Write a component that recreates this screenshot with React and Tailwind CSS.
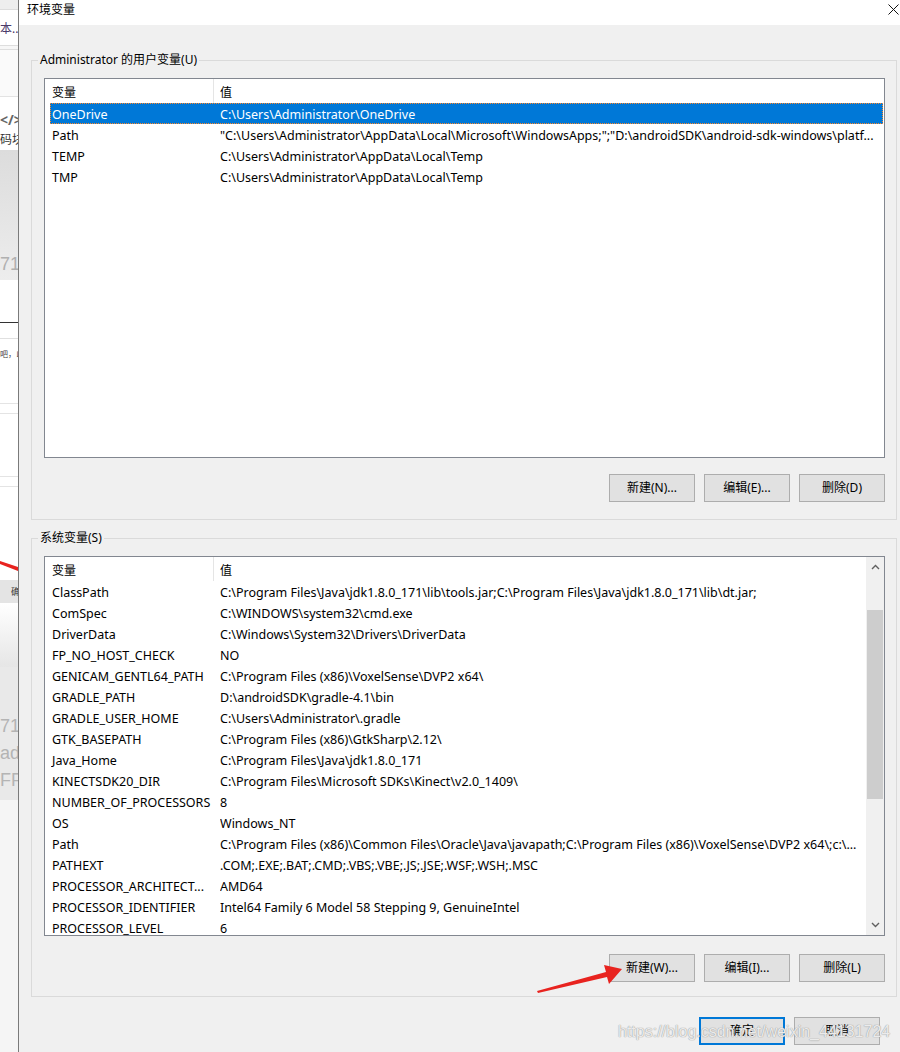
import React from "react";

const F = "font-['Segoe_UI','Noto_Sans','Noto_Sans_CJK_SC',sans-serif]";

const userVars = [
  ["OneDrive", "C:\\Users\\Administrator\\OneDrive"],
  ["Path", "\"C:\\Users\\Administrator\\AppData\\Local\\Microsoft\\WindowsApps;\";\"D:\\androidSDK\\android-sdk-windows\\platf..."],
  ["TEMP", "C:\\Users\\Administrator\\AppData\\Local\\Temp"],
  ["TMP", "C:\\Users\\Administrator\\AppData\\Local\\Temp"],
];

const sysVars = [
  ["ClassPath", "C:\\Program Files\\Java\\jdk1.8.0_171\\lib\\tools.jar;C:\\Program Files\\Java\\jdk1.8.0_171\\lib\\dt.jar;"],
  ["ComSpec", "C:\\WINDOWS\\system32\\cmd.exe"],
  ["DriverData", "C:\\Windows\\System32\\Drivers\\DriverData"],
  ["FP_NO_HOST_CHECK", "NO"],
  ["GENICAM_GENTL64_PATH", "C:\\Program Files (x86)\\VoxelSense\\DVP2 x64\\"],
  ["GRADLE_PATH", "D:\\androidSDK\\gradle-4.1\\bin"],
  ["GRADLE_USER_HOME", "C:\\Users\\Administrator\\.gradle"],
  ["GTK_BASEPATH", "C:\\Program Files (x86)\\GtkSharp\\2.12\\"],
  ["Java_Home", "C:\\Program Files\\Java\\jdk1.8.0_171"],
  ["KINECTSDK20_DIR", "C:\\Program Files\\Microsoft SDKs\\Kinect\\v2.0_1409\\"],
  ["NUMBER_OF_PROCESSORS", "8"],
  ["OS", "Windows_NT"],
  ["Path", "C:\\Program Files (x86)\\Common Files\\Oracle\\Java\\javapath;C:\\Program Files (x86)\\VoxelSense\\DVP2 x64\\;c:\\..."],
  ["PATHEXT", ".COM;.EXE;.BAT;.CMD;.VBS;.VBE;.JS;.JSE;.WSF;.WSH;.MSC"],
  ["PROCESSOR_ARCHITECT...", "AMD64"],
  ["PROCESSOR_IDENTIFIER", "Intel64 Family 6 Model 58 Stepping 9, GenuineIntel"],
  ["PROCESSOR_LEVEL", "6"],
];

function Header() {
  return (
    <div className="flex h-[24px] shrink-0 bg-white pt-[3px]">
      <div className="w-[169px] pl-[7px] flex items-center border-r border-[#e5e5e5] -mt-[3px] pt-[3px]">变量</div>
      <div className="flex-1 pl-[6px] flex items-center">值</div>
    </div>
  );
}

function Row({ name, value, selected }) {
  return (
    <div
      className={
        selected
          ? "flex h-[21px] shrink-0 items-center pt-[2px] ml-[5px] mr-[1px] bg-[#0078d7] text-white border border-dotted border-[#ff8728] text-[12.5px]"
          : "flex h-[21px] shrink-0 items-center pt-[2px] ml-[5px] mr-[1px] border border-transparent text-[12.5px]"
      }
    >
      <div className="w-[169px] pl-[1px] whitespace-nowrap overflow-hidden">{name}</div>
      <div className="flex-1 whitespace-nowrap overflow-hidden">{value}</div>
    </div>
  );
}

function Btn({ children }) {
  return (
    <div className="w-[86px] h-[28px] bg-[#e1e1e1] border border-[#adadad] flex items-center justify-center">
      {children}
    </div>
  );
}

function Chevron({ up }) {
  return (
    <svg width="9" height="6" viewBox="0 0 9 6">
      <path
        d={up ? "M1 5 L4.5 1.5 L8 5" : "M1 1 L4.5 4.5 L8 1"}
        fill="none"
        stroke="#606060"
        strokeWidth="1.4"
      />
    </svg>
  );
}

function LeftStrip() {
  return (
    <div className="w-[18px] shrink-0 flex flex-col overflow-hidden bg-[#f4f4f4] text-[12px] leading-[16px]">
      <div className="h-[10px] shrink-0 bg-[#eeeeee] border-b border-[#dddddd]" />
      <div className="h-[35px] shrink-0 bg-white flex items-center whitespace-nowrap text-[#4b3a6b] pt-[2px]">本...</div>
      <div className="h-[5px] shrink-0 border-t border-b border-[#dedede] bg-[#f7f7f7]" />
      <div className="h-[47px] shrink-0 bg-[#fafafa] border-b border-[#e3e3e3]" />
      <div className="h-[53px] shrink-0 bg-white flex flex-col whitespace-nowrap text-[#555] pt-[13px] leading-[20px]">
        <div className="font-bold text-[14px] text-[#666]">&lt;/&gt;</div>
        <div className="text-[#333]">码块</div>
      </div>
      <div className="h-[130px] shrink-0 bg-gradient-to-b from-[#dcdcdc] to-[#ededed] flex items-end pb-[8px] text-[18px] text-[#b0b0b0] whitespace-nowrap font-['Liberation_Sans',sans-serif]">71:</div>
      <div className="h-[43px] shrink-0 bg-white border-b border-[#333]" />
      <div className="h-[16px] shrink-0 bg-white border-b border-[#e0e0e0]" />
      <div className="h-[64px] shrink-0 bg-white text-[8px] leading-[10px] pt-[10px] whitespace-nowrap text-[#444]">吧，以</div>
      <div className="h-[11px] shrink-0 border-t border-b border-[#e4e4e4] bg-white" />
      <div className="h-[63px] shrink-0 bg-white border-b border-[#e4e4e4]" />
      <div className="h-[10px] shrink-0 bg-white border-b border-[#e4e4e4]" />
      <div className="h-[93px] shrink-0 bg-white" />
      <div className="h-[23px] shrink-0 bg-[#e4e4e4] text-[9px] pl-[11px] flex items-center text-[#333] whitespace-nowrap">确</div>
      <div className="h-[64px] shrink-0 bg-gradient-to-b from-white to-[#e6e6e6]" />
      <div className="h-[133px] shrink-0 bg-[#e9e9e9] text-[18px] leading-[27px] pt-[46px] text-[#b4b4b4] whitespace-nowrap font-['Liberation_Sans',sans-serif]">
        <div>71:</div>
        <div>ad</div>
        <div>FFF</div>
      </div>
      <div className="flex-1 bg-[#f5f5f5]" />
    </div>
  );
}

export default function App() {
  return (
    <div className={`w-[900px] h-[1052px] flex overflow-hidden relative bg-white text-[12px] leading-[16px] text-black ${F}`}>
      <LeftStrip />
      <div className="w-[882px] shrink-0 border-l border-[#7a7a7a] bg-[#f0f0f0] flex flex-col">
        <div className="h-[25px] shrink-0 bg-white flex items-start justify-between pl-[8px] pt-[2px]">
          <span>环境变量</span>
          <svg width="11" height="11" viewBox="0 0 11 11" className="mt-[2px] mr-[1px]">
            <path d="M0.5 0.5 L10.5 10.5 M10.5 0.5 L0.5 10.5" stroke="#111" strokeWidth="1" fill="none" />
          </svg>
        </div>

        <fieldset className="ml-[12px] mt-[27px] w-[866px] border border-[#dadada] pl-[12px] pr-[11px] pb-[17px] flex flex-col">
          <legend className="-ml-[6px] px-[2px] leading-[16px]">Administrator 的用户变量(U)</legend>
          <div className="mt-[10px] h-[380px] border border-[#828790] bg-white flex flex-col overflow-hidden">
            <Header />
            {userVars.map((r, i) => (
              <Row key={i} name={r[0]} value={r[1]} selected={i === 0} />
            ))}
          </div>
          <div className="mt-[16px] flex justify-end gap-[9px]">
            <Btn>新建(N)...</Btn>
            <Btn>编辑(E)...</Btn>
            <Btn>删除(D)</Btn>
          </div>
        </fieldset>

        <fieldset className="ml-[12px] mt-[10px] w-[866px] border border-[#dadada] pl-[12px] pr-[11px] pb-[14px] flex flex-col">
          <legend className="-ml-[6px] px-[2px] leading-[16px]">系统变量(S)</legend>
          <div className="mt-[10px] h-[380px] border border-[#828790] bg-white flex overflow-hidden">
            <div className="flex-1 flex flex-col overflow-hidden">
              <Header />
              {sysVars.map((r, i) => (
                <Row key={i} name={r[0]} value={r[1]} />
              ))}
            </div>
            <div className="w-[18px] shrink-0 bg-[#f0f0f0] flex flex-col">
              <div className="h-[20px] flex items-center justify-center pl-[1px]">
                <Chevron up />
              </div>
              <div className="h-[33px]" />
              <div className="h-[189px] mx-[1px] bg-[#cdcdcd]" />
              <div className="flex-1" />
              <div className="h-[20px] flex items-center justify-center pl-[1px]">
                <Chevron />
              </div>
            </div>
          </div>
          <div className="mt-[18px] flex justify-end gap-[9px]">
            <Btn>新建(W)...</Btn>
            <Btn>编辑(I)...</Btn>
            <Btn>删除(L)</Btn>
          </div>
        </fieldset>

        <div className="ml-[12px] w-[866px] mt-[20px] flex justify-end gap-[9px] pr-[17px]">
          <div className="w-[86px] h-[28px] bg-[#e1e1e1] border-2 border-[#0078d7] flex items-center justify-center">确定</div>
          <Btn>取消</Btn>
        </div>
      </div>

      <svg className="absolute inset-0 pointer-events-none" width="900" height="1052" viewBox="0 0 900 1052">
        <polygon points="537,991 606,972 604,965 622,969 609,984 607,977 538,993" fill="#e8231f" />
        <polygon points="0,561 18,567 18,571 0,564" fill="#e8231f" />
      </svg>

      <div className="absolute left-[618px] top-[1022px] text-[16px] leading-[20px] whitespace-nowrap font-['Liberation_Sans',sans-serif] text-white/80 [text-shadow:0_0_1px_#9a9a9a,0_0_1px_#9a9a9a] pointer-events-none">
        https://blog.csdn.net/weixin_44131724
      </div>
    </div>
  );
}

============================================================

◆ **WHAT YOU ARE ASKED TO DO**
Count the lines of the data that contain the string "React", and reply with that number alone.

◆ **SOLUTION TO THIS EXERCISE**
2